Ring Vol. 1

Written by Hiroshi Takahashi
Based on the novel by Koji Suzuki
Art by Misao Inagaki
312 pages, black and white
Published by Dark Horse

I’m not entirely sure why I never saw the movie The Ring. Somehow I managed to miss out on both the original Japanese movie as well as the American remake, probably because I kept telling myself that I’d see one of them “soon”. Thanks to Dark Horse, though, people in the same situation as me now have a third option—the manga written by the screenwriter of the original movie.

A mysterious videotape is out there, one with disturbing images of a well, a young woman, and a warning. Those who see the videotape will die within seven days. When reporter Reiko Asakawa’s niece falls victim to the curse, she is determined to discover what really happened. But will Reiko be able to solve the puzzle of the videotape and its hint on a way to avoid death, or will she be its next victim?

Hiroshi Takahasi’s adaption of Koji Suzuki’s novel (which from what I understand has some pretty dramatic differences between book and script) really surprised me in how quickly the action began. Takahashi plunges into the story, wasting no time at all in getting to what people want to see: the cursed videotape and the struggle to escape certain death. It’s very much to Takahashi’s credit that for what was once a two-volume adaptation (Dark Horse has helpfully printed it all in one book), he’s able to keep the tension quietly building as the clock continues its countdown. Each piece of new information makes the story more intriguing than before, and the final revelations are all but guaranteed to have you jump out of your seat. The Ring is more than a horror story; it’s a story about the bonds of family. Almost every single action in The Ring can be traced back to a family relationship (good or bad), and it’s this very recognizable part of our own lives that lets the horror parts of The Ring hit home so easily.

The art in The Ring is strong and attractive, with thick ink lines to sharply sketch out its characters. Misao Inagaki’s characters are rooted in the world that you and I live in; there’s almost nothing here that you can’t imagine seeing for yourself. That’s an important quality in a book like this, where half of the fear will come from the reader imagining themselves in the same situation. When The Ring gets to the suspenseful scene inside the well (as well as what happens afterwards), the darkened shadows and sense of dread is expertly drawn by Inagaki. Best of all, Inagaki is good at making what you can’t see just as creepy as what you can. When characters’s faces are hidden, he’s able to draw in a sense of menace in that omission, that somehow it will be far worse than we can imagine. And really, on some level, that’s exactly what happens.

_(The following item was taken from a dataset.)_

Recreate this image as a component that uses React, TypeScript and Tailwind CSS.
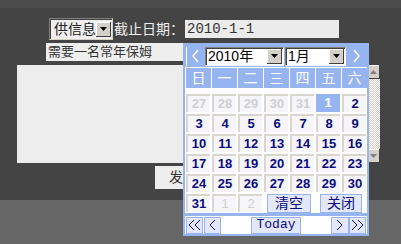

It turns out just about every movie version of The Ring in Japan (prequels, sequels, strangely-connected not-really-sequels) has been adapted into comics. Now obviously I don’t know how good or bad the others are, but if they’re as strong as The Ring Vol. 1, then we’re in for good times ahead. The Ring Vol. 1 holds up as strong a horror comic as most of the better ones produced on their own in the past couple of years. Now just so long as they don’t make a special comic that kills you seven days after reading it, I’ll be back for more.